**Task**
Go through the data below and copy it exactly, skipping every picture.

**Information supplied**
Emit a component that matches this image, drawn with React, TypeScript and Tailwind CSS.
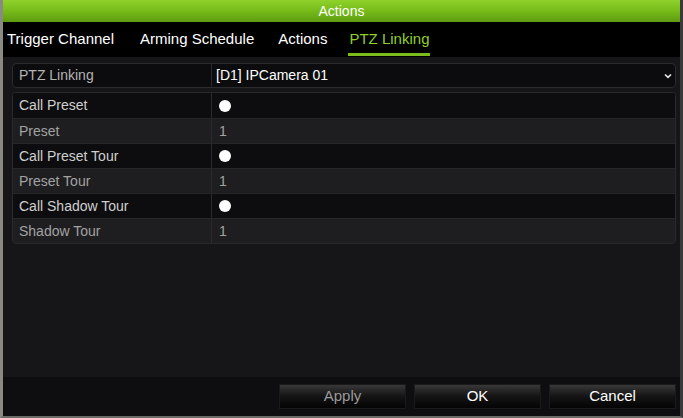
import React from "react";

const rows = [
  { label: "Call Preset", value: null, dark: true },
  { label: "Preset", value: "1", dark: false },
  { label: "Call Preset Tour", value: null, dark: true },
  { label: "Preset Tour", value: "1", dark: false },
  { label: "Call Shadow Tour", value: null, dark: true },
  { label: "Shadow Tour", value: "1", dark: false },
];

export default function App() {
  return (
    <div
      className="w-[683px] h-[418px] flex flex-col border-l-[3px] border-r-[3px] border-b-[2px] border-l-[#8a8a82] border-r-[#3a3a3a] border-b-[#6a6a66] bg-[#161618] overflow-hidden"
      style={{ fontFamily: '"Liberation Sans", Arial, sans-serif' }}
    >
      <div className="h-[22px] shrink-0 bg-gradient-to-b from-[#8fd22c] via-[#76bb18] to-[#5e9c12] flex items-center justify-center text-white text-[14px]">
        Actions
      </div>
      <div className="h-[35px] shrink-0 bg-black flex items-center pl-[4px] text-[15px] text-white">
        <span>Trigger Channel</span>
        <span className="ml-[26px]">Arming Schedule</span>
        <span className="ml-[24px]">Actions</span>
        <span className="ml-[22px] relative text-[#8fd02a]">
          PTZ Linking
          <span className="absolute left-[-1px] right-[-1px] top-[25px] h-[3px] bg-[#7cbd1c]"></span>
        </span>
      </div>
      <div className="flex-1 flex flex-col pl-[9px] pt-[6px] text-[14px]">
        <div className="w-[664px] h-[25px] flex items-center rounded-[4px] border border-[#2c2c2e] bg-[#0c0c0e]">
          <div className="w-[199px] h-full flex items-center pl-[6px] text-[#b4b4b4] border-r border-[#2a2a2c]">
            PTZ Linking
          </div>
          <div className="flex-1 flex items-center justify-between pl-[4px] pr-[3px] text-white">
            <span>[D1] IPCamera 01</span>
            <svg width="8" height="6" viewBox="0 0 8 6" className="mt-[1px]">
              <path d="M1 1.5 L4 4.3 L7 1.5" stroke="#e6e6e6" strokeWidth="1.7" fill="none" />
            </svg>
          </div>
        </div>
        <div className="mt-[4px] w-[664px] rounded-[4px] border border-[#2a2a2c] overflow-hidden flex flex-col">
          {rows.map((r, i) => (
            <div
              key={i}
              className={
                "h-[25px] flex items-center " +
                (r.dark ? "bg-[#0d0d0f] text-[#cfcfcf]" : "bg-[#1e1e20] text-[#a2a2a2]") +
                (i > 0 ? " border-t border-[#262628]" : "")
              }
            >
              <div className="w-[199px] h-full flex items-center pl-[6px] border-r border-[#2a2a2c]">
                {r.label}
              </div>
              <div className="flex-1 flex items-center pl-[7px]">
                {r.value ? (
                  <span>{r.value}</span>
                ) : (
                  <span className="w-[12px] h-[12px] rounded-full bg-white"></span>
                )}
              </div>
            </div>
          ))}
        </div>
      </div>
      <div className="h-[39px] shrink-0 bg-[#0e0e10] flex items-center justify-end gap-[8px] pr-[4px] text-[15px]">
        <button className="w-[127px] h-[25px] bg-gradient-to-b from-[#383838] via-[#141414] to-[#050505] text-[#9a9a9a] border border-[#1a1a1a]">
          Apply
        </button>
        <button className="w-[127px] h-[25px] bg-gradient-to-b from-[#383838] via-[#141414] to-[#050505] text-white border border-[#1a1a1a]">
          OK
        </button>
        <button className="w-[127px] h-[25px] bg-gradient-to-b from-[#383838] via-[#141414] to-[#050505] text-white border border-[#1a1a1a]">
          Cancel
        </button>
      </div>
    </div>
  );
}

**Output of the task**
Emit a component that matches this image, drawn with React, TypeScript and Tailwind CSS.
import React from "react";

const rows = [
  { label: "Call Preset", value: null, dark: true },
  { label: "Preset", value: "1", dark: false },
  { label: "Call Preset Tour", value: null, dark: true },
  { label: "Preset Tour", value: "1", dark: false },
  { label: "Call Shadow Tour", value: null, dark: true },
  { label: "Shadow Tour", value: "1", dark: false },
];

export default function App() {
  return (
    <div
      className="w-[683px] h-[418px] flex flex-col border-l-[3px] border-r-[3px] border-b-[2px] border-l-[#8a8a82] border-r-[#3a3a3a] border-b-[#6a6a66] bg-[#161618] overflow-hidden"
      style={{ fontFamily: '"Liberation Sans", Arial, sans-serif' }}
    >
      <div className="h-[22px] shrink-0 bg-gradient-to-b from-[#8fd22c] via-[#76bb18] to-[#5e9c12] flex items-center justify-center text-white text-[14px]">
        Actions
      </div>
      <div className="h-[35px] shrink-0 bg-black flex items-center pl-[4px] text-[15px] text-white">
        <span>Trigger Channel</span>
        <span className="ml-[26px]">Arming Schedule</span>
        <span className="ml-[24px]">Actions</span>
        <span className="ml-[22px] relative text-[#8fd02a]">
          PTZ Linking
          <span className="absolute left-[-1px] right-[-1px] top-[25px] h-[3px] bg-[#7cbd1c]"></span>
        </span>
      </div>
      <div className="flex-1 flex flex-col pl-[9px] pt-[6px] text-[14px]">
        <div className="w-[664px] h-[25px] flex items-center rounded-[4px] border border-[#2c2c2e] bg-[#0c0c0e]">
          <div className="w-[199px] h-full flex items-center pl-[6px] text-[#b4b4b4] border-r border-[#2a2a2c]">
            PTZ Linking
          </div>
          <div className="flex-1 flex items-center justify-between pl-[4px] pr-[3px] text-white">
            <span>[D1] IPCamera 01</span>
            <svg width="8" height="6" viewBox="0 0 8 6" className="mt-[1px]">
              <path d="M1 1.5 L4 4.3 L7 1.5" stroke="#e6e6e6" strokeWidth="1.7" fill="none" />
            </svg>
          </div>
        </div>
        <div className="mt-[4px] w-[664px] rounded-[4px] border border-[#2a2a2c] overflow-hidden flex flex-col">
          {rows.map((r, i) => (
            <div
              key={i}
              className={
                "h-[25px] flex items-center " +
                (r.dark ? "bg-[#0d0d0f] text-[#cfcfcf]" : "bg-[#1e1e20] text-[#a2a2a2]") +
                (i > 0 ? " border-t border-[#262628]" : "")
              }
            >
              <div className="w-[199px] h-full flex items-center pl-[6px] border-r border-[#2a2a2c]">
                {r.label}
              </div>
              <div className="flex-1 flex items-center pl-[7px]">
                {r.value ? (
                  <span>{r.value}</span>
                ) : (
                  <span className="w-[12px] h-[12px] rounded-full bg-white"></span>
                )}
              </div>
            </div>
          ))}
        </div>
      </div>
      <div className="h-[39px] shrink-0 bg-[#0e0e10] flex items-center justify-end gap-[8px] pr-[4px] text-[15px]">
        <button className="w-[127px] h-[25px] bg-gradient-to-b from-[#383838] via-[#141414] to-[#050505] text-[#9a9a9a] border border-[#1a1a1a]">
          Apply
        </button>
        <button className="w-[127px] h-[25px] bg-gradient-to-b from-[#383838] via-[#141414] to-[#050505] text-white border border-[#1a1a1a]">
          OK
        </button>
        <button className="w-[127px] h-[25px] bg-gradient-to-b from-[#383838] via-[#141414] to-[#050505] text-white border border-[#1a1a1a]">
          Cancel
        </button>
      </div>
    </div>
  );
}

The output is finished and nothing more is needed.